Naast Wenen is Budapest van belang waar vanaf 1780 enkele werkplaatsen zijn. Belangrijk is hier de ondernemer Sándor Weisz, als snijder werkzaam vanaf 1815 (vgl. afb. 124). Rond 1850 start hij een eigen zaak; later associeert hij zich met zijn zoon Simon.[v] Een andere belangrijke snijdersfamilie is de Spiro familie.[vi] Talloze pijpen in Buda en Pest gemaakt vinden hun weg naar Wenen om daar te worden gemonteerd. Daardoor is de productieplaats lang niet altijd met zekerheid vast te stellen. Kleinere bedrijven richten zich op een minder elitaire klantenkring en bedienen daarmee de grote markt. Behalve in Wenen en Budapest vinden we ze over een veel groter gebied, tot in Polen, Zweden, Denemarken en Italië toe.

In Thüringen met als centrum Ruhla is de bloei van de meerschuimindustrie het grootst al worden de winsten daar vooral gemaakt in het segment imitatiemeerschuim dat heel ironisch Wiener meerschaum wordt genoemd.[vii] Door gebruik te maken van de stad die het best bekend stond en deze aan een valse soort te verbinden vond een oneigenlijke productaanprijzing plaats. Tussen de Oostenrijks-Hongaarse en Duitse centra moet een geweldige rivaliteit hebben bestaan, al is er vermoedelijk van een even sterke uitwisseling sprake geweest (afb. 14). Grossiers en handelaren kopen overigens daar waar het product het meest voordelig is en binnen hun assortiment voeren zij vaak goederen van uiteenlopende oorsprong. Naast de kwaliteitconcurrentie was een prijsoorlog deze branche niet vreemd.

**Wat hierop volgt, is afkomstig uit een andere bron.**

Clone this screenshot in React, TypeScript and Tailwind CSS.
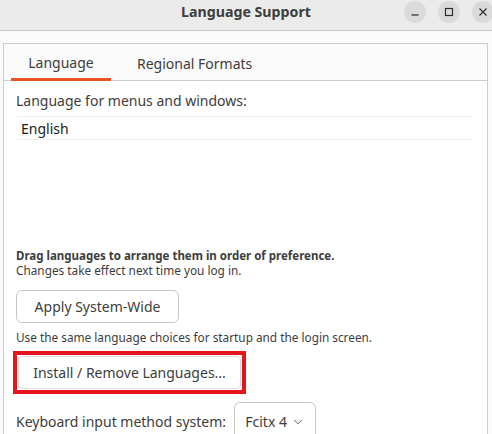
import { ChevronDown } from "lucide-react";

const font = { fontFamily: '"Noto Sans", "DejaVu Sans", sans-serif' };

function WinButton({ children }: { children: React.ReactNode }) {
  return (
    <div className="w-[22px] h-[22px] rounded-full bg-[#dadada] flex items-center justify-center text-[#2e2e2e]">
      {children}
    </div>
  );
}

export default function App() {
  return (
    <div
      className="w-[492px] h-[434px] overflow-hidden bg-[#fafafa] text-[#3d3d3d] flex flex-col"
      style={font}
    >
      {/* header bar */}
      <div className="h-[31px] shrink-0 bg-[#ebebeb] border-b border-[#c9c9c9] relative flex items-center justify-center">
        <span className="text-[14.2px] font-bold leading-none text-[#3d3d3d] -mt-[5px]">Language Support</span>
        <div className="absolute left-[404px] top-[1px] flex gap-[12px]">
          <WinButton>
            <svg width="10" height="10" viewBox="0 0 10 10">
              <path d="M1.5 8h7" stroke="currentColor" strokeWidth="1.2" />
            </svg>
          </WinButton>
          <WinButton>
            <svg width="10" height="10" viewBox="0 0 10 10">
              <rect x="1.5" y="1.5" width="7" height="7" fill="none" stroke="currentColor" strokeWidth="1.2" />
            </svg>
          </WinButton>
          <WinButton>
            <svg width="10" height="10" viewBox="0 0 10 10">
              <path d="M1.5 1.5l7 7M8.5 1.5l-7 7" stroke="currentColor" strokeWidth="1.2" />
            </svg>
          </WinButton>
        </div>
      </div>

      <div className="flex-1 pt-[12px] pl-[3px] pr-[4px]">
        <div className="h-full border border-[#cdcdcd] border-b-0 bg-white flex flex-col">
          {/* tabs */}
          <div className="h-[37px] shrink-0 bg-[#fafafa] border-b border-[#cdcdcd] flex items-end pl-[7px]">
            <div className="w-[100px] h-full flex items-center justify-center border-b-[3px] border-[#e95420] -mb-px text-[14px] pt-[2px]">
              Language
            </div>
            <div className="ml-[26px] h-full flex items-center text-[14px] pt-[2px]">Regional Formats</div>
          </div>

          {/* content */}
          <div className="px-[12px] pt-[11px] flex flex-col">
            <div className="text-[14px] leading-[18px]">Language for menus and windows:</div>
            <div className="mt-[6px] border-t border-b border-[#f0f0f0] h-[24px] ml-[1px] mr-[2px] flex items-center pl-[4px] text-[14px] text-[#1a1a1a]">
              English
            </div>
            <div className="h-[108px]" />
            <div className="text-[11.5px] font-bold leading-[15px]">
              Drag languages to arrange them in order of preference.
            </div>
            <div className="text-[11.8px] leading-[15px]">Changes take effect next time you log in.</div>
            <div className="mt-[12px] w-[163px] h-[33px] border border-[#c7c7c7] rounded-[6px] bg-white flex items-center justify-center text-[14px]">
              Apply System-Wide
            </div>
            <div className="mt-[7px] text-[11.8px] leading-[15px]">
              Use the same language choices for startup and the login screen.
            </div>
            <div className="mt-[6px] -ml-[3px] w-[233px] h-[43px] border-[4px] border-[#e8131f] p-px">
              <div className="h-full border border-[#dcdcdc] rounded-[4px] bg-white flex items-center justify-center text-[14px]">
                Install / Remove Languages...
              </div>
            </div>
            <div className="mt-[8px] flex items-start">
              <div className="text-[14px] mt-[9px]">Keyboard input method system:</div>
              <div className="ml-[8px] w-[82px] h-[40px] border border-[#c7c7c7] rounded-[6px] bg-white flex items-center justify-center gap-[4px] text-[14px] pb-[2px]">
                Fcitx 4
                <ChevronDown size={14} strokeWidth={1.5} className="mt-[2px]" />
              </div>
            </div>
          </div>
        </div>
      </div>
    </div>
  );
}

Vanuit de gevestigde bedrijven zullen geregeld vaklieden zijn vertrokken die hun geluk in andere plaatsen wilden beproeven. Zo vestigen vooral Duitsers zich als meerschuimwerker in de grote steden in het westen waar zij hun nering opnieuw opzetten. Vaak gaat het niet zozeer om een fabriek waar productie wordt geleverd als wel om een handelskantoor met import van producten uit de streek van herkomst. Deze beweging zet al aan het begin van de negentiende eeuw in. De vroegste vestiging dateert van 1817, het gaat om ene Hopfer die in Parijs een winkel met een werkplaats opent en daarmee is de verwerking van meerschuim tot in West-Europa doorgedrongen.[viii]

 

Noten

[i] F.W. Fairholt, Tobacco: its History and Associations, including an account of the plant and its manufacture, with its modes of use in all ages and countries, London, 1859, p 196.

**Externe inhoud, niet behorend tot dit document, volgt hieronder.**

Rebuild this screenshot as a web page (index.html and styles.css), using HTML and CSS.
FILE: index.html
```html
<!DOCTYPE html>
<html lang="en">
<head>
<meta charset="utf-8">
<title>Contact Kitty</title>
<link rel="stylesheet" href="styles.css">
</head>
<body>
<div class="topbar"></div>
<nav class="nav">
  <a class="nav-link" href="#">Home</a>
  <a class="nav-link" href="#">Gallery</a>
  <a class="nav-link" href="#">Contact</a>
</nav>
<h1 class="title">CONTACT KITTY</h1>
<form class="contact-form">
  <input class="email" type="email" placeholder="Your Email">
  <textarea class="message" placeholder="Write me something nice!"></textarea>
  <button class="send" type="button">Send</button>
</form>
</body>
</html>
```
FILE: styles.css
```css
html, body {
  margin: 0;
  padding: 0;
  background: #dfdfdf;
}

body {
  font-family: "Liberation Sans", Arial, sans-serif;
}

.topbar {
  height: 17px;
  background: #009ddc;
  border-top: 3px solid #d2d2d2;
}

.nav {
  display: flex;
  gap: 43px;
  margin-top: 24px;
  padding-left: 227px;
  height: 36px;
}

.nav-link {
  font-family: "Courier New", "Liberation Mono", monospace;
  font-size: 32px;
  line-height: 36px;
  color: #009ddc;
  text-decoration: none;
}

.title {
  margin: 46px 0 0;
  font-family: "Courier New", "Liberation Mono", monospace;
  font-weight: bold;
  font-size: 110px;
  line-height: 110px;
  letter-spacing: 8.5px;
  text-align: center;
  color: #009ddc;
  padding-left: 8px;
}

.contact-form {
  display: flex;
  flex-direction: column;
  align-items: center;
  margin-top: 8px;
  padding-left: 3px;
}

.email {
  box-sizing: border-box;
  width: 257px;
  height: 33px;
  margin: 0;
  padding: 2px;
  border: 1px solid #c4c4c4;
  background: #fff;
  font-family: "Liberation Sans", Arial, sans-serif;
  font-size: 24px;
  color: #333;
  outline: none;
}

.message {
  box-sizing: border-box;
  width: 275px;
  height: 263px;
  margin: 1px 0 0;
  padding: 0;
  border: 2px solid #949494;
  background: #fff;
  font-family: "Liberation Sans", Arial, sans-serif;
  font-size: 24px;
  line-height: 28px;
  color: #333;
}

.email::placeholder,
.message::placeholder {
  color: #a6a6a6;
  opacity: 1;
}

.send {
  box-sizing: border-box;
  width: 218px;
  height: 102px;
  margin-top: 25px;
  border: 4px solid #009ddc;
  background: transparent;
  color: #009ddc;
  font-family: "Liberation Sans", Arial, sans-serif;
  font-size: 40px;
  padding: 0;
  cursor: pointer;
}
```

[ii] Levárdy, 1994, p 135.

[iii] Levárdy, 1994, p 128-130. Beschrijft de geschiedenis van deze familie. Catalogus Budapest, 2000, p 65. Adler is actief sinds het begin van de negentiende eeuw.

[iv] Guyot, 1992, p 95.

[v] Levárdy, 1994, p 134. Catalogus Budapest, 2000, p 69. Het bedrijf wordt tot na 1873 voortgezet.

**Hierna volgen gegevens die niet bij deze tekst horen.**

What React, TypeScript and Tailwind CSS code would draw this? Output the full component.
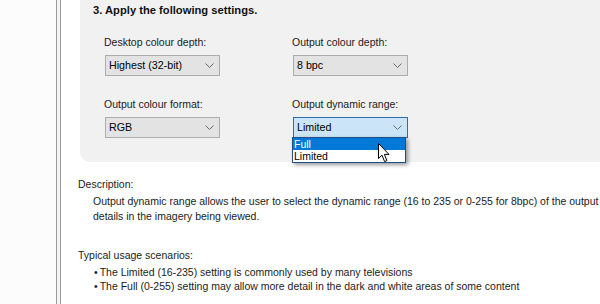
import React from "react";

const font = { fontFamily: '"Liberation Sans", Arial, sans-serif' };

function Chevron() {
  return (
    <svg width="9" height="5" viewBox="0 0 9 5" className="shrink-0">
      <path d="M0.5 0.5 L4.5 4.5 L8.5 0.5" fill="none" stroke="#6a6a6a" strokeWidth="1" />
    </svg>
  );
}

function Select({ value, active = false }: { value: string; active?: boolean }) {
  return (
    <div
      className={
        "flex h-[21px] w-[115px] items-center justify-between pl-[3px] pr-[5px] text-[10.7px] text-black " +
        (active ? "border border-[#2f6fa8] bg-[#cce4f7]" : "border border-[#adadad] bg-[#e3e3e3]")
      }
    >
      <span>{value}</span>
      <Chevron />
    </div>
  );
}

function Field({ label, value, active }: { label: string; value: string; active?: boolean }) {
  return (
    <div className="flex flex-col">
      <span className="text-[10.5px] leading-[16px] text-[#1b1b1b]">{label}</span>
      <div className="mt-[5px] ml-[1px]">
        <Select value={value} active={active} />
      </div>
    </div>
  );
}

function Cursor() {
  return (
    <svg width="13" height="20" viewBox="0 0 13 20" className="absolute left-[378px] top-[143px]">
      <path
        d="M0.5 0.5 L0.5 15.5 L4 12.2 L6.6 18.6 L8.9 17.6 L6.4 11.4 L11 11.4 Z"
        fill="#fff"
        stroke="#000"
        strokeWidth="1"
      />
    </svg>
  );
}

export default function App() {
  return (
    <div className="relative flex h-[304px] w-[600px] overflow-hidden bg-white" style={font}>
      <div className="w-[56px] shrink-0 bg-[#fcfcfc]" />
      <div className="w-[5px] shrink-0 border-x border-x-[#9c9c9c] bg-[#f4f4f4]" />

      <div className="flex min-w-0 flex-1 flex-col">
        <div className="ml-[19px] h-[162px] rounded-bl-[10px] bg-[#f1f1f1] pl-[13px]">
          <div className="mt-[2px] text-[11.2px] font-bold leading-[16px] text-[#111]">
            3. Apply the following settings.
          </div>
          <div className="mt-[16px] ml-[11px] grid grid-cols-[188px_188px] gap-y-[20px]">
            <Field label="Desktop colour depth:" value="Highest (32-bit)" />
            <Field label="Output colour depth:" value="8 bpc" />
            <Field label="Output colour format:" value="RGB" />
            <Field label="Output dynamic range:" value="Limited" active />
          </div>
        </div>

        <div className="ml-[17px] text-[10.5px] text-[#1b1b1b]">
          <div className="mt-[15px] leading-[14px]">Description:</div>
          <div className="mt-[3px] pl-[15px] leading-[14.5px] whitespace-nowrap">
            <div>
              Output dynamic range allows the user to select the dynamic range (16 to 235 or 0-255 for 8bpc) of the output
            </div>
            <div>details in the imagery being viewed.</div>
          </div>
          <div className="mt-[25px] leading-[14px]">Typical usage scenarios:</div>
          <ul className="mt-[4px] pl-[16px] leading-[13.5px] whitespace-nowrap">
            <li className="flex gap-[2px]">
              <span>•</span>
              <span>The Limited (16-235) setting is commonly used by many televisions</span>
            </li>
            <li className="flex gap-[2px]">
              <span>•</span>
              <span>The Full (0-255) setting may allow more detail in the dark and white areas of some content</span>
            </li>
          </ul>
        </div>
      </div>

      <div className="absolute left-[292px] top-[137px] w-[114px] border border-[#1f4f86] bg-white text-[10.5px] leading-[12px] shadow-[2px_2px_4px_rgba(0,0,0,0.4)]">
        <div className="bg-[#0078d7] pl-[1px] text-white">Full</div>
        <div className="pl-[1px] text-black">Limited</div>
      </div>
      <Cursor />
    </div>
  );
}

[vi] Levárdy, 1994, p 134.

[vii] Ramazzotti, 1981, p 52. Spreekt van Écume d’Autriche. Levárdy, 1994, p 116. Pasura, Wiener Meerschaum en écume d’Antioche. De naamgeving is geen uiting van oneerlijke concurrentie maar is afgeleid van de aanvoer van meerschuimgruis uit Wenen die in Duitsland tot pijpen werd geperst.

[viii] Cardon, 1866, p 235. Meldt het jaar 1852 als aanvang in Parijs door Séjournant, Cardon & Cie in de Passage de l’Ancre. Guyot, 1992, p 95.

De productie wordt massaal en mondiaal

De tabakskoppen van groot formaat blijven na 1850 op de markt zij het dat de klantenkring geleidelijk minder elitair wordt. In die periode is de tabakspijp niet langer de exponent van grote luxe maar verburgerlijkt langzamerhand. Dat is aan alles zichtbaar: het raffinement in het materiaal, de precisie van het model en de verfijning van het snijwerk verminderen. Toch is er niet van afname van de nijverheid sprake, eerder van verbreding en een meer industriematige wijze van werken.

015-19.776-archiefstuk-catalogue-pages-ruhla-7
Afb. 15. APM 19.776

Na het midden van de negentiende eeuw krijgt de meerschuimindustrie een nieuwe impuls, die tot een tweede bloeiperiode leidt. De mode van het roken van een sigaar in een speciaal soort sigarenhouder komt op en juist de pijp van meerschuim is daarvoor bij uitstek geschikt. Opnieuw is het de absorptie die de doorslag geeft voor dit materiaal te kiezen omdat het garantie biedt voor comfortabel roken. Daarnaast biedt de grondstof de mogelijkheid tot aantrekkelijk vormgeven en decoreren. Gaandeweg maakt de tamelijk forse, massieve tabakspijp in biedermeier stijl plaats voor de elegante sigarenhouder en het nieuwe product wordt in veel bredere lagen van de bevolking gebruikt (afb. 15).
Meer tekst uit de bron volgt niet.